摘要: 连分数是数论的重要研究对象，Rogers-Ramanujan型连分数是连分数的一种特殊情况，连分数的构造及其收敛性是连分数理论中重要研究内容。我们通过用两个Rogers-Ramanujan型恒等式来定义两个幂级数$F\left(z\right)$ 和$G\left(z\right)$ ，构造幂级数列$\left\{s_k\right\}$ 和数列$\left\{a_k\right\}$ 以满足递归关系$s_{k+1}=s_{k-1}-\left(a_k+b_{k}z\right)s_k$ ，求出$s_k$ 和$a_k$ 的前五项，对辅助级数进行猜想并使用数学归纳法证明，由此得到一个新的Rogers-Ramanujan型连分数。

Abstract: Continued fraction is an important research object in number, and Rogers-Ramanujan-type continued fraction is a special case of continued fraction.
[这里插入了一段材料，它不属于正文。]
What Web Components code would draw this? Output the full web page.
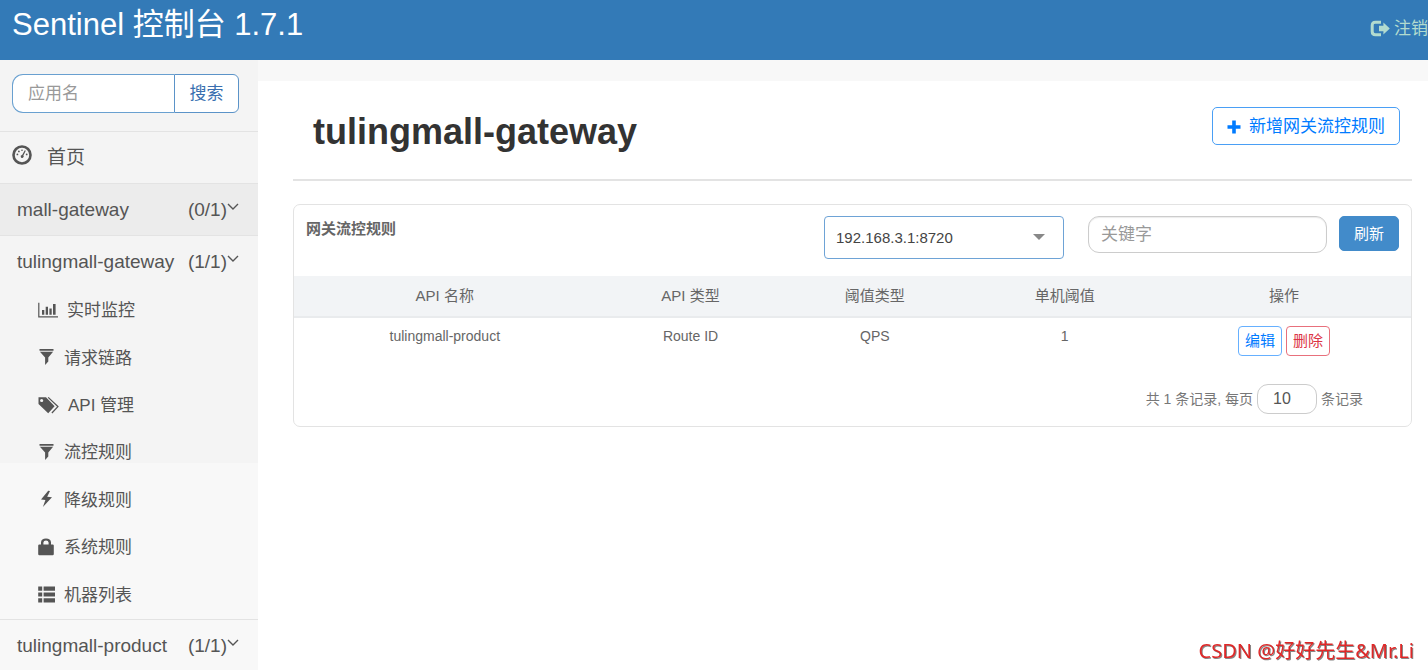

The construction of continued fractions and its convergence are important contents in the theory of continued fractions. Two power series $F\left(z\right)$ and $G\left(z\right)$ are defined by two Rogers-Ramanujan-type identities, the power series $\left\{s_k\right\}$ and number series $\left\{a_k\right\}$ are constructed to satisfy the recursive relation $s_{k+1}=s_{k-1}-\left(a_k+b_{k}z\right)s_k$ , and the first five terms of $s_k$ and $a_k$ are obtained. The auxiliary series is conjectural and proved by mathematical induction, thus a new continued fraction of Rogers-Ramanujan-type is obtained.